Ed writes the popular economics blog Ed Dolan's Econ Blog and has just recently released a book:TANSTAAFL (There Ain't No Such Thing As A Free Lunch) - A Libertarian Perspective on Environmental Policy, which you can find out more about here
Interview by. James Stafford of Oilprice.com
James Stafford: Access to cheap energy is vital to economic growth. What do you see happening with the economy over the coming years as the time of cheap oil comes to an end?
Ed Dolan: In my view it is a myth that cheap energy - "affordable energy" as many people like to say is vital to growth. The idea that there is a lockstep relationship between growth of GDP and use of energy is widespread, but the data simply does not bear it out.

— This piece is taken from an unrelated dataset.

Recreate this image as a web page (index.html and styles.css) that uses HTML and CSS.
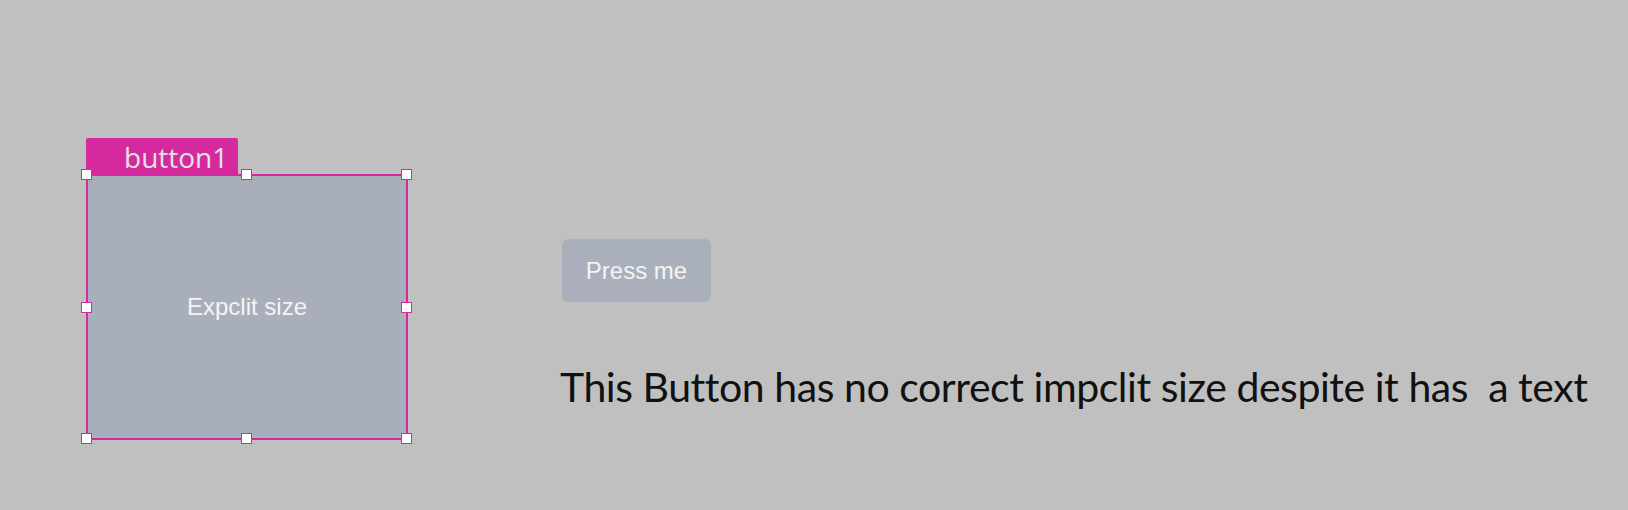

Instead, what they show is that the world's best-performing economies have become dramatically more energy efficient over time.
The World Bank uses constant-dollar GDP per kg of oil equivalent as an energy efficiency metric. From 1980 to 2010, the high-income countries in the OECD have increased their average energy efficiency by 55 percent. The United States has done a little better than that, increasing its energy efficiency by 81 percent over that period. That's pretty remarkable, considering that we haven't really had a policy environment that is supportive of efficiency.
Think what we could do if we did.
Even after the efficiency gains in efficiency we have made, we still have a long way to go. The US economy is still 15 percent less energy efficient than the average for high-income OECD countries, giving it plenty of room to improve. Switzerland is almost twice as energy-efficient as the US, and the UK is 68 percent more efficient.
Some people say that the only reason the United States has been able to grow while using less energy is the deindustrialization of its economy, outsourcing heavy industry to China. However, compare the US with Germany. Germany is an export powerhouse and Europe's best-performing economy, yet its energy efficiency has increased at almost the same rate over the last 30 years as the United States, an 80 percent gain in efficiency compared to 81 percent. Furthermore, despite being proportionately more industrialized than the US and a major exporter, Germany squeezes out 41 percent more GDP from each kg of oil equivalent.
In short, we don't have to hypothesize about the possibility of someday breaking the lockstep relationship of growth and energy use—we and most of the rest of the advanced world are already doing it.
James Stafford: What effect can you see America's Oil & Gas boom having on foreign policy?
Ed Dolan: On the whole, I see it as beneficial. Energy dependence has led us to buy a lot of oil from countries that are unstable and/or unfriendly to us. Anything we can do to reduce that dependence gives our foreign policy more room to maneuver. The beneficial effects reach beyond our actual imports and exports. The US gas revolution is having repercussions all the way to Russia, where Gazprom is seeing its market power undermined, and Russia, as a result, is losing some of the geopolitical leverage its pipeline network has given it.
James Stafford: From Siberia and Poland to China and Qatar – the shale revolution has politicians salivating at the thought of a cheap and abundant source of energy. But can the results seen in the U.S. be easily replicated in other parts of the world?
Ed Dolan: I think you're going to have to ask someone with more engineering background for the technical details, but from what I read, the answer is that it won't always be easy. It is my understanding that some countries where shale seemed just recently to have great promise have already encountered disappointments in practical exploratory work. Poland I think is an example. Furthermore, the environmentalist opposition to fracking seems even stronger in many European countries than in the United States.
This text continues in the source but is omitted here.